Driverless vehicles are sometimes referred to as “autonomous” or “self-driving”; the terms are interchangeable.

The Google Self-Driving Car Project has matured into a full-fledged subsidiary company called Waymo. Waymo expects to launch an automated taxi service in at least one U.S. city by the end of 2018. Image source: Waymo LLC.

What are the components of driverless technology?

Most of the driverless-vehicle software that’s in development is based on cutting-edge artificial-intelligence programming. Among other things, the systems incorporate “machine learning“: algorithms that can adjust themselves and improve their effectiveness as more data is acquired.

As you can imagine, driverless vehicles acquire vast amounts of data as they travel and encounter new situations in traffic. Generally, these vehicles share the data they acquire and the lessons they learn with a remote data center, which in turn updates all of the vehicles using the system — a process called “fleet learning.”

On the hardware side, driverless technology consists of sensors, processors, communications systems, and other gear that controls the vehicle.

The sensor suites typically include cameras, radar, and lidar, which uses invisible lasers to measure the vehicle’s position relative to nearby objects. In many of the systems currently under development, lidar images are compared with a highly detailed 3D map in order to determine the car’s precise location.

Intel (NASDAQ: INTC) CEO Brian Krzanich has said that he thinks of autonomous vehicles as “data centers on wheels” — a good way of conceptualizing the amount of computing power required. Intel rival NVIDIA (NASDAQ: NVDA) has already staked out a sizable position in the early market for driverless-vehicle processing with its Drive PX, which is essentially a mobile, liquid-cooled supercomputer. (We’ll discuss Drive PX in more detail below.)

Many driverless systems also incorporate specialized computing hardware, such as the image-processing system-on-a-chip offered by Intel subsidiary Mobileye.

Communications hardware allows vehicles to connect with remote data centers via cellular broadband. In addition, the vehicles need throttle, braking, and steering systems that can be controlled by the computer, as well as redundant backups for safety.

Some current (human-driven) vehicles incorporate hardware that can easily be converted to an autonomous-driving system; this is why models like Ford‘s Fusion and Lincoln MKZ sedans are popular choices for autonomous-vehicle development efforts.

What are the different levels of driverless-vehicle technology?

The only systems that can truly be said to be “autonomous” or “driverless” are the ones that don’t require any human intervention in the task of driving. But the industry recognizes a few different levels within that definition.

Some systems will be fully self-driving, meaning they can handle anything that a skilled human driver could handle. Others, including just about every system currently under development, are fully autonomous — but only within certain limits.

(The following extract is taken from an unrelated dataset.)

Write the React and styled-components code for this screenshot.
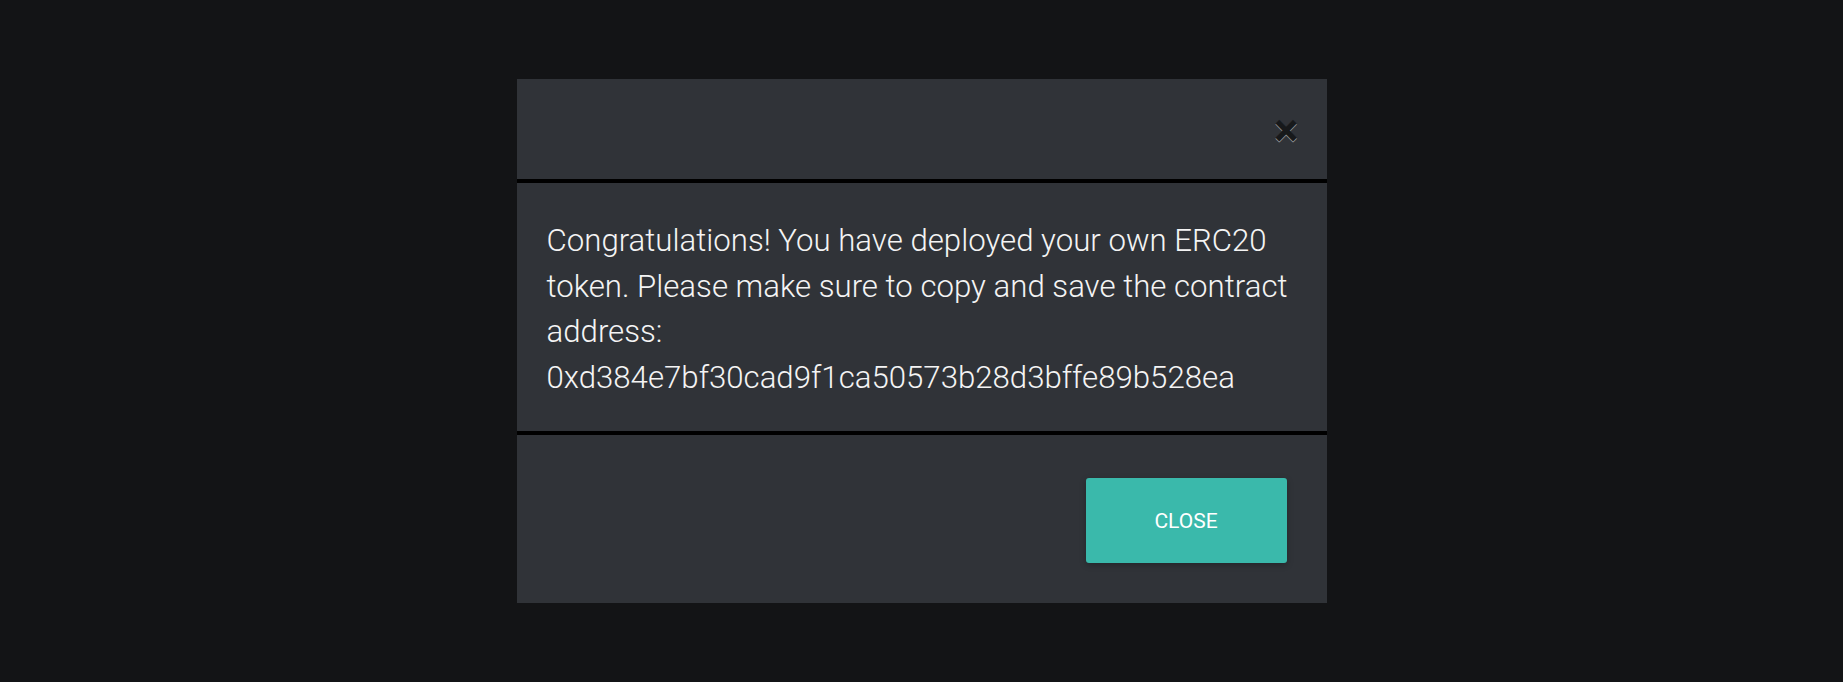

Those limits can be geographic, or they can be related to driving conditions. For instance, most of the systems currently under development require highly detailed 3D maps, and can only operate in areas that have been mapped. (Such systems are often said to be “geofenced”.) Others may be limited by weather conditions: Snow and ice present big challenges to a driverless vehicle, for instance.

When most experts talk about the “levels” of driverless-vehicle technology, they’re referring to definitions set several years ago by SAE International, the professional association of automotive engineers that sets many technical standards for the auto industry.

The SAE’s levels include categories that fall well short of fully autonomous driving. They’re levels of “vehicle automation,” ranging from Level 0 (no automation at all) to Level 5, a self-driving system that can match or beat a skilled human driver under all circumstances. A key thing to note: Under the SAE’s framework, the level of a given vehicle system is defined by its manufacturer; there’s no protocol for third-party testing and certification.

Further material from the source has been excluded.